I suspect that your high-SWR points are at frequencies where the
outside of the feedline is close to a multiple of 1/2 electrical
wavelength, and appears as a relatively low RF impedance to ground.
Changing the feedline position or length could shift the effect of
this unwanted RF pathway and move the high-SWR frequencies around.

It's also possible that your SWR meter isn't actually measuring what
you think it's measuring. If there's a strong UHF/VHF signal being
transmitted in your area, the feedline or antenna might be picking it
up and it might be confusing your analyzer (MFJ analyzers are
notoriously subject to confusion on the lower HF frequencies for this
reason, and you might be having a similar problem at VHF/UHF).

Using a good balun (with the correct impedance-transformation ratio)
at the feedpoint may help matters, if you aren't doing this already.

Equally likely to help would be adding some choking impedance to the
feedline, in the form of one-or-a-few snap-on two-part ferrite
"interference suppressor" chokes.

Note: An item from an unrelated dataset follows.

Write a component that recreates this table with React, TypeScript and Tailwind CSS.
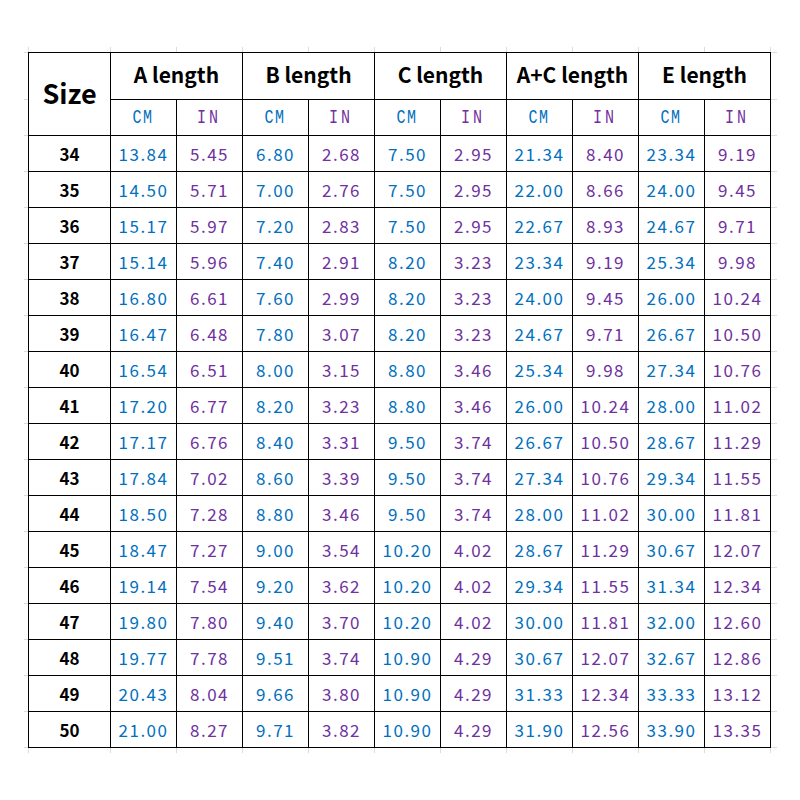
import React from "react";

const rows: [string, string[]][] = [
  ["34", ["13.84", "5.45", "6.80", "2.68", "7.50", "2.95", "21.34", "8.40", "23.34", "9.19"]],
  ["35", ["14.50", "5.71", "7.00", "2.76", "7.50", "2.95", "22.00", "8.66", "24.00", "9.45"]],
  ["36", ["15.17", "5.97", "7.20", "2.83", "7.50", "2.95", "22.67", "8.93", "24.67", "9.71"]],
  ["37", ["15.14", "5.96", "7.40", "2.91", "8.20", "3.23", "23.34", "9.19", "25.34", "9.98"]],
  ["38", ["16.80", "6.61", "7.60", "2.99", "8.20", "3.23", "24.00", "9.45", "26.00", "10.24"]],
  ["39", ["16.47", "6.48", "7.80", "3.07", "8.20", "3.23", "24.67", "9.71", "26.67", "10.50"]],
  ["40", ["16.54", "6.51", "8.00", "3.15", "8.80", "3.46", "25.34", "9.98", "27.34", "10.76"]],
  ["41", ["17.20", "6.77", "8.20", "3.23", "8.80", "3.46", "26.00", "10.24", "28.00", "11.02"]],
  ["42", ["17.17", "6.76", "8.40", "3.31", "9.50", "3.74", "26.67", "10.50", "28.67", "11.29"]],
  ["43", ["17.84", "7.02", "8.60", "3.39", "9.50", "3.74", "27.34", "10.76", "29.34", "11.55"]],
  ["44", ["18.50", "7.28", "8.80", "3.46", "9.50", "3.74", "28.00", "11.02", "30.00", "11.81"]],
  ["45", ["18.47", "7.27", "9.00", "3.54", "10.20", "4.02", "28.67", "11.29", "30.67", "12.07"]],
  ["46", ["19.14", "7.54", "9.20", "3.62", "10.20", "4.02", "29.34", "11.55", "31.34", "12.34"]],
  ["47", ["19.80", "7.80", "9.40", "3.70", "10.20", "4.02", "30.00", "11.81", "32.00", "12.60"]],
  ["48", ["19.77", "7.78", "9.51", "3.74", "10.90", "4.29", "30.67", "12.07", "32.67", "12.86"]],
  ["49", ["20.43", "8.04", "9.66", "3.80", "10.90", "4.29", "31.33", "12.34", "33.33", "13.12"]],
  ["50", ["21.00", "8.27", "9.71", "3.82", "10.90", "4.29", "31.90", "12.56", "33.90", "13.35"]],
];

const groups = ["A length", "B length", "C length", "A+C length", "E length"];

// row heights including the bottom border, for the faint side ticks
const rowHeights = [47, 36, ...rows.map(() => 36)];

const numFont = { fontFamily: '"Noto Sans CJK SC", "Noto Sans", sans-serif' };
const headFont = { fontFamily: '"Noto Sans CJK SC", "Noto Sans", sans-serif' };
const unitFont = { fontFamily: '"Liberation Mono", monospace' };

const SideTicks: React.FC = () => (
  <div className="flex flex-col">
    <div className="h-px bg-[#dcdcdc]" />
    {rowHeights.map((h, i) => (
      <div key={i} className="border-b border-[#dcdcdc]" style={{ height: h }} />
    ))}
  </div>
);

const TopTicks: React.FC = () => (
  <div className="flex h-[5px]">
    <div className="w-px bg-[#dcdcdc]" />
    <div className="w-[82px] border-r border-[#dcdcdc]" />
    {Array.from({ length: 10 }).map((_, i) => (
      <div key={i} className="w-[66px] border-r border-[#dcdcdc]" />
    ))}
  </div>
);

export default function App() {
  return (
    <div className="w-[800px] h-[800px] bg-white pt-[47px] pl-[24px]">
      <div className="grid grid-cols-[4px_743px_6px] grid-rows-[5px_696px_5px]">
        <div />
        <TopTicks />
        <div />

        <SideTicks />
        <div
          className="grid grid-cols-[82px_repeat(10,66px)] grid-rows-[47px_repeat(18,36px)] border-l border-t border-black text-black"
          style={headFont}
        >
          <div className="row-span-2 flex items-center justify-center border-r border-b border-black pb-[2px] text-[27px] font-bold">
            Size
          </div>
          {groups.map((g) => (
            <div
              key={g}
              className="col-span-2 flex items-center justify-center border-r border-b border-black pb-[3px] text-[21px] font-bold"
            >
              {g}
            </div>
          ))}
          {groups.map((g) => (
            <React.Fragment key={g + "-u"}>
              <div className="flex items-center justify-center border-r border-b border-black">
                <span className="inline-block scale-x-[0.75] text-[20px] tracking-[2px] text-[#0070c0]" style={unitFont}>
                  CM
                </span>
              </div>
              <div className="flex items-center justify-center border-r border-b border-black">
                <span className="inline-block scale-x-[0.75] text-[20px] tracking-[4px] text-[#7030a0]" style={unitFont}>
                  IN
                </span>
              </div>
            </React.Fragment>
          ))}
          {rows.map(([size, vals]) => (
            <React.Fragment key={size}>
              <div className="flex items-center justify-center border-r border-b border-black text-[17px] font-bold">
                {size}
              </div>
              {vals.map((v, i) => (
                <div
                  key={i}
                  className={`flex items-center justify-center border-r border-b border-black text-[17px] tracking-[1.5px] ${
                    i % 2 === 0 ? "text-[#0070c0]" : "text-[#7030a0]"
                  }`}
                  style={numFont}
                >
                  {v}
                </div>
              ))}
            </React.Fragment>
          ))}
        </div>
        <SideTicks />

        <div />
        <TopTicks />
        <div />
      </div>
    </div>
  );
}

I'd suggest installing one just
below the point at which the feedline leaves the antenna boom.

I suspect that choking the feedline will make the wonky SWR
measurement settle down.

And, yes, adding a longer feedline will probably reduce the SWR
weirdness (or at least move it around to different frequencies), but
it's not a particularly good solution to the problem... you'd probably
have to add a lot of coax (and thus a lot of unwanted losses) in order
to reduce the SWR excursions by much.